By the end of November, 1878, all the families had moved from the river camp upon the new townsite.
Early arrivals included a strong party from Montpelier, Bear Lake County, Idaho, the family heads John Hibbert, Hyrum S. Phelps, Charles C. Dana, John T. Lesueur, William Lesueur, John Davis, Geo. C. Dana and Charles Warner. Others, with their families, were Charles Crismon, Jr., Joseph Cain and William Brim from the Salt Lake section. Nearly all of the settlers who came in the earlier days to Mesa were fairly well-to-do, considered in a frontier way, and were people of education. Soon, by intelligence and industry, they made the desert bloom. Canals were extended all over the mesa. In 1879 was gathered the first crop of cereals and vegetables and that spring were planted many fruit trees, which grew wonderfully well in the rich, light soil.
An Irrigation Clash That Did Not Come
The summer of 1879 was one of the dryest ever recorded. Though less than 20,000 acres were cultivated in the entire valley, the crops around Phoenix suffered for lack of water. Salt River was a dry sand expanse for five miles below the Mesa, Utah and Tempe canal headings. The Mormon water appropriation was blamed for this. So in Phoenix was organized an armed expedition of at least twenty farmers, who rode eastward, prepared to fight for their irrigation priority rights. But there was no battle. Instead, they were met in all mildness by Jones and others, who agreed that priority rights should prevail. There was inspection of the two Mormon ditches, in which less than 1000 miners' inches were flowing and then was agreement that the two canal headgates should be closed for three days, to see what effect this action would have on the lower water supply. But the added water merely was wasted. The sand expanse drank it up and the lower ditches were not benefited. There was no more trouble over water rights. Indeed, this is the only recorded approach to a clash known between the Mormon settlers and their neighbors.
Mesa's Civic Administration
In May, 1878, T.C. Sirrine located in his own name the section of land upon which Mesa City now stands, thereafter deeding it to Trustees C.I. Robson, G.W. Sirrine and F.M. Pomeroy, who named it and who platted it into blocks of ten acres each, with eight lots, and with streets 130 feet wide, the survey being made by A.M. Jones. Each settler for each share worked out in the Mesa canal, received four lots, or five acres. Two plazas were provided.
For many years there was a general feeling that the streets of Mesa were entirely too wide, though it had been laid out in loving remembrance of Salt Lake City, and the question of ever paving (or even of crossing on a hot summer day) was serious. It appears from latter-day development that the old-timers builded wisely, for probably Mesa is alone in all of Arizona in having plenty of room for the parking of automobiles.
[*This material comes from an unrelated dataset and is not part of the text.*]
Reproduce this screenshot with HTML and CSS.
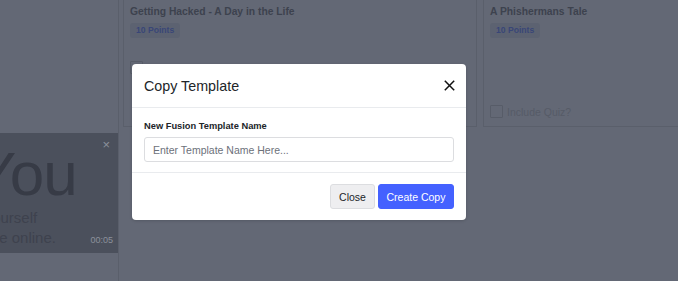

The main streets have been paved at large expense. In several has been left very attractive center parking, for either grass or standing machines.
Mesa was incorporated July 15, 1883. The first election chose A.F. Macdonald as Mayor, E. Pomeroy, G.W. Sirrine, W. Passey and A.F. Stewart as Councilmen, C. I. Robson as Recorder, J.H. Carter as Treasurer, H.C. Longmore as Assessor, W. Richins as Marshal, and H.S. Phelps as Poundkeeper. All were members of the faith, for others were very few in Mesa at that time.
Growth was slow for a number of years, for in a city census, taken January 4, 1894, there was found population of only 648, with an assessment valuation of $106,000. The 1920 census found 3036.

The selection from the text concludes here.